• Short exercise: Gather up the lines that contain "styles".

^^^^^^^^^^^^^^^^

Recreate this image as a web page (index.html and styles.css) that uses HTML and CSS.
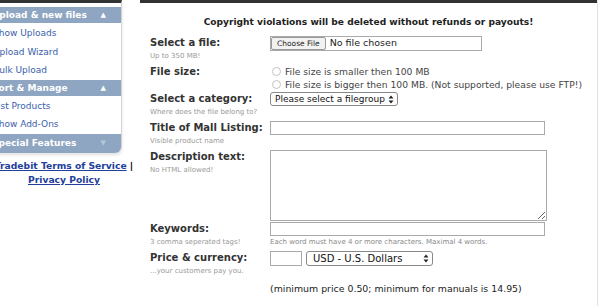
FILE: index.html
```html
<!DOCTYPE html>
<html lang="en">
<head>
  <meta charset="UTF-8" />
  <title>Tradebit - Upload</title>
  <link rel="stylesheet" href="styles.css">
</head>
<body>
  <div class="page">
    <aside class="sidebar">
      <div class="menu">
        <div class="menu-head">Upload &amp; new files <span class="menu-arrow">&#9650;</span></div>
        <div class="menu-group">
          <a href="#" class="menu-item">Show Uploads</a>
          <a href="#" class="menu-item">Upload Wizard</a>
          <a href="#" class="menu-item">Bulk Upload</a>
        </div>
        <div class="menu-head">Sort &amp; Manage <span class="menu-arrow">&#9650;</span></div>
        <div class="menu-group">
          <a href="#" class="menu-item">List Products</a>
          <a href="#" class="menu-item">Show Add-Ons</a>
        </div>
        <div class="menu-head menu-head-last">Special Features <span class="menu-arrow faded">&#9660;</span></div>
      </div>
      <div class="legal">
        <a href="#">Tradebit Terms of Service</a> |<br>
        <a href="#">Privacy Policy</a>
      </div>
    </aside>

    <main class="panel">
      <div class="panel-bar"></div>
      <p class="warning">Copyright violations will be deleted without refunds or payouts!</p>

      <form class="upload-form" autocomplete="off">
        <div class="row">
          <div class="label-col">
            <label class="label">Select a file:</label>
            <div class="note">Up to 350 MB!</div>
          </div>
          <div class="field-col">
            <input type="file" class="file-input">
          </div>
        </div>

        <div class="row row-tight">
          <div class="label-col">
            <label class="label">File size:</label>
          </div>
          <div class="field-col">
            <label class="radio-line"><input type="radio" name="size" class="radio"> File size is smaller then 100 MB</label>
            <label class="radio-line"><input type="radio" name="size" class="radio"> File size is bigger then 100 MB. (Not supported, please use FTP!)</label>
          </div>
        </div>

        <div class="row">
          <div class="label-col">
            <label class="label">Select a category:</label>
            <div class="note">Where does the file belong to?</div>
          </div>
          <div class="field-col">
            <span class="select-wrap">
              <select class="select select-category">
                <option>Please select a filegroup</option>
              </select>
              <svg class="select-arrows" width="6" height="9" viewBox="0 0 6 9"><path d="M3 0.5L5.5 3.5H0.5Z M3 8.5L5.5 5.5H0.5Z" fill="#222"/></svg>
            </span>
          </div>
        </div>

        <div class="row">
          <div class="label-col">
            <label class="label">Title of Mall Listing:</label>
            <div class="note">Visible product name</div>
          </div>
          <div class="field-col">
            <input type="text" class="text-input wide">
          </div>
        </div>

        <div class="row row-flush">
          <div class="label-col">
            <label class="label">Description text:</label>
            <div class="note">No HTML allowed!</div>
          </div>
          <div class="field-col">
            <textarea class="textarea"></textarea>
          </div>
        </div>

        <div class="row">
          <div class="label-col">
            <label class="label">Keywords:</label>
            <div class="note">3 comma seperated tags!</div>
          </div>
          <div class="field-col">
            <input type="text" class="text-input wide">
            <div class="hint">Each word must have 4 or more characters. Maximal 4 words.</div>
          </div>
        </div>

        <div class="row">
          <div class="label-col">
            <label class="label">Price &amp; currency:</label>
            <div class="note">...your customers pay you.</div>
          </div>
          <div class="field-col price-fields">
            <input type="text" class="text-input price">
            <span class="select-wrap">
              <select class="select select-currency">
                <option>USD - U.S. Dollars</option>
              </select>
              <svg class="select-arrows" width="6" height="9" viewBox="0 0 6 9"><path d="M3 0.5L5.5 3.5H0.5Z M3 8.5L5.5 5.5H0.5Z" fill="#222"/></svg>
            </span>
          </div>
        </div>

        <div class="row">
          <div class="label-col"></div>
          <div class="field-col">
            <p class="min-price">(minimum price 0.50; minimum for manuals is 14.95)</p>
          </div>
        </div>
      </form>
    </main>
  </div>
</body>
</html>
```

FILE: styles.css
```css
:root {
  --text: #333;
  --muted: #999;
  --menu-head: #8ea6c2;
  --menu-link: #3a5eab;
  --legal-link: #22409a;
  --bar: #333;
  --border: #aaa;
}
html, body {
  margin: 0;
  padding: 0;
  background: #fff;
  color: var(--text);
  font-family: 'DejaVu Sans', Verdana, sans-serif;
  overflow: hidden;
}
.page {
  display: flex;
  align-items: flex-start;
  width: 612px;
}

/* sidebar */
.sidebar {
  width: 152px;
  margin-left: -12px;
  flex-shrink: 0;
}
.menu {
  width: 133px;
  border-top: 3px solid var(--bar);
  border-right: 1px solid #d4d4d4;
  padding-top: 4px;
  border-radius: 0 0 6px 6px;
  box-shadow: 0 2px 3px rgba(0,0,0,0.12);
  display: flex;
  flex-direction: column;
}
.menu-head {
  display: flex;
  justify-content: space-between;
  align-items: center;
  height: 16px;
  padding: 0 15px 0 4px;
  background: var(--menu-head);
  color: #fff;
  font-size: 9px;
  font-weight: 700;
}
.menu-head-last {
  height: 19px;
  border-radius: 0 0 6px 6px;
}
.menu-arrow {
  font-size: 7px;
}
.menu-arrow.faded {
  color: #b4c5d9;
}
.menu-group {
  padding: 1px 0 0 0;
}
.menu-item {
  display: block;
  padding-left: 5px;
  line-height: 18.5px;
  font-size: 9px;
  color: var(--menu-link);
  text-decoration: none;
}
.legal {
  margin-top: 6px;
  text-align: center;
  font-size: 9.2px;
  font-weight: 700;
  line-height: 14px;
  color: #000;
}
.legal a {
  color: var(--legal-link);
}

/* main panel */
.panel {
  width: 457px;
  border-right: 1px solid #e2e2e2;
  min-height: 306px;
}
.panel-bar {
  height: 3px;
  background: var(--bar);
}
.warning {
  margin: 12px 0 7px 0;
  text-align: center;
  font-size: 9.1px;
  font-weight: 700;
  line-height: 14px;
  color: #222;
}
.upload-form {
  display: flex;
  flex-direction: column;
  padding-left: 10px;
}
.row {
  display: grid;
  grid-template-columns: 120px 1fr;
  padding-bottom: 3px;
}
.row-tight,
.row-flush {
  padding-bottom: 1px;
}
.label {
  display: block;
  font-size: 10px;
  font-weight: 700;
  line-height: 14px;
  color: #333;
}
.note {
  font-size: 7px;
  line-height: 12px;
  color: var(--muted);
}
.field-col {
  font-size: 9.2px;
  color: #444;
}
.file-input {
  box-sizing: border-box;
  width: 212px;
  height: 15px;
  border: 1px solid var(--border);
  font-family: inherit;
  font-size: 9.5px;
  color: #222;
  padding: 0;
}
.file-input::file-selector-button {
  height: 13px;
  margin: 0 4px 0 0;
  padding: 0 5px;
  border: 1px solid #999;
  border-radius: 2px;
  background: #f2f2f2;
  font-family: inherit;
  font-size: 7.5px;
  color: #222;
}
.radio-line {
  display: flex;
  align-items: center;
  height: 13px;
  gap: 4px;
}
.radio {
  appearance: none;
  box-sizing: border-box;
  width: 9px;
  height: 9px;
  margin: 0 0 0 2px;
  border: 1px solid #c4c4c4;
  border-radius: 50%;
  background: #fff;
}
.select-wrap {
  position: relative;
  display: inline-block;
}
.select {
  appearance: none;
  box-sizing: border-box;
  height: 14px;
  border: 1px solid #888;
  border-radius: 3px;
  background: #fff;
  font-family: inherit;
  font-size: 9px;
  color: #111;
  padding: 0 0 0 4px;
  display: block;
}
.select-category {
  width: 128px;
}
.select-currency {
  width: 127px;
  padding-left: 6px;
}
.select-arrows {
  position: absolute;
  right: 4px;
  top: 3px;
}
.text-input {
  box-sizing: border-box;
  display: block;
  height: 14px;
  border: 1px solid var(--border);
  padding: 0 2px;
  font-family: inherit;
  font-size: 9px;
}
.text-input.wide {
  width: 275px;
}
.textarea {
  box-sizing: border-box;
  display: block;
  width: 277px;
  height: 71px;
  margin: 0;
  border: 1px solid var(--border);
  font-family: inherit;
  font-size: 9px;
}
.hint {
  font-size: 7px;
  line-height: 12px;
  color: #888;
}
.price-fields {
  display: flex;
  gap: 4px;
  align-items: flex-start;
}
.text-input.price {
  width: 32px;
  height: 15px;
}
.price-fields .select {
  height: 15px;
  font-size: 10px;
}
.min-price {
  margin: 2px 0 0 0;
  font-size: 9.4px;
  line-height: 14px;
  color: #222;
}
```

^^^^^^^^^^^^^^^^

• The response:
Recreate this image as a web page (index.html and styles.css) that uses HTML and CSS.
  <link rel="stylesheet" href="styles.css">
FILE: styles.css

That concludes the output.